There were many other issues I had with the presentation (including the usual - what does any of this tell us that changes what we know? how does this help get people to get tested? How does this change the stigma? etc.). The fact is that this study only reinforces the stigma of HIV as a gay man's disease. But the real kicker is this: these presenters referred to this study as their "baby", that it's only three years old, and that they will be replicating it to two other high risk groups over the next 6 years (3 years each group), and then repeat as they fine-tune their data collection. Meanwhile, there were giggles and chuckles as they talked about the limitations of their work, how they defined msm, and how good they all feel about the data.

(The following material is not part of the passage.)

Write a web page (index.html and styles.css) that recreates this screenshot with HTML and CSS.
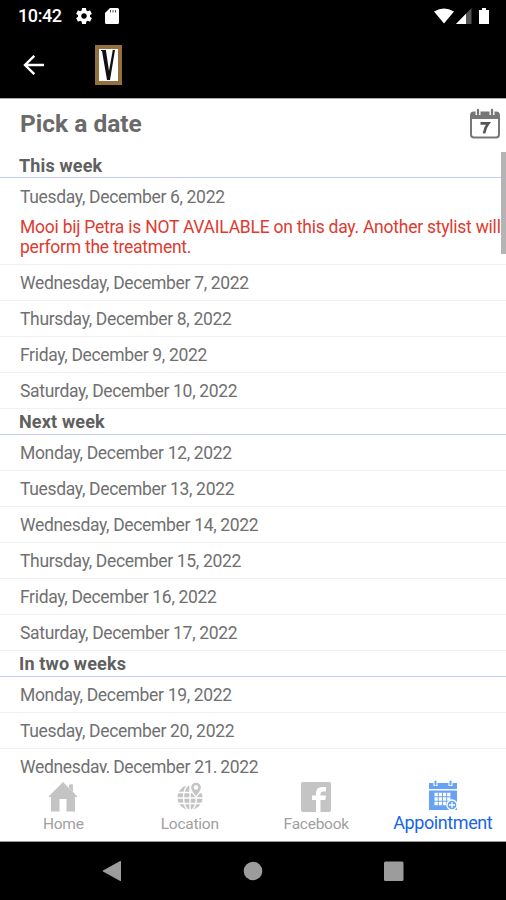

ARE YOU KIDDING ME?! We are talking about lives here. Where is the talk about stopping the spread of HIV NOW! Where is the concern that this is not a gay disease, a black disease, a women's disease, but a public health issue?

I did raise the question, with passion. It was heard, and I think registered. I also wonder, however, where is the community outrage?! These people are talking about multi-year studies that tell us what we already know (really, it seemed like what they were studying was a new methodology of epidemiological data collection rather than collection of useful data).

There was some talk about the high levels of support from among people ages 18-34 to make HIV-testing routine in doctor's offices. Two things about this (I mentioned both of these): this is the age group least likely to have a routine around medical care so it's less of a reality, and this is a group that is most amenable to testing, so let's get the tests to them. I made this impassioned plea: the community is ready to take action, to self-administer and make HIV-testing more portable. We either need people like these epidemiologists to help us make the case statistically, or to get out of the way so we can do it.

What is clear, based on all the meetings and conversations now at the highest levels of HIV-administration at both municipal/state (here in DC, sort of the same thing) and federal levels, is this: all people mean well and want well, but the bureaucrats are limited in their power, and the epidemiologists are calling the shots. Unfortunately the shots they are calling are for more studies. We know enough. We need the psychologists, social scientists, sociologists, theologians and artists to now step up and create more options. And, most importantly, the community voice and passion must be raised. This is the only way that change will really happen in any timely matter.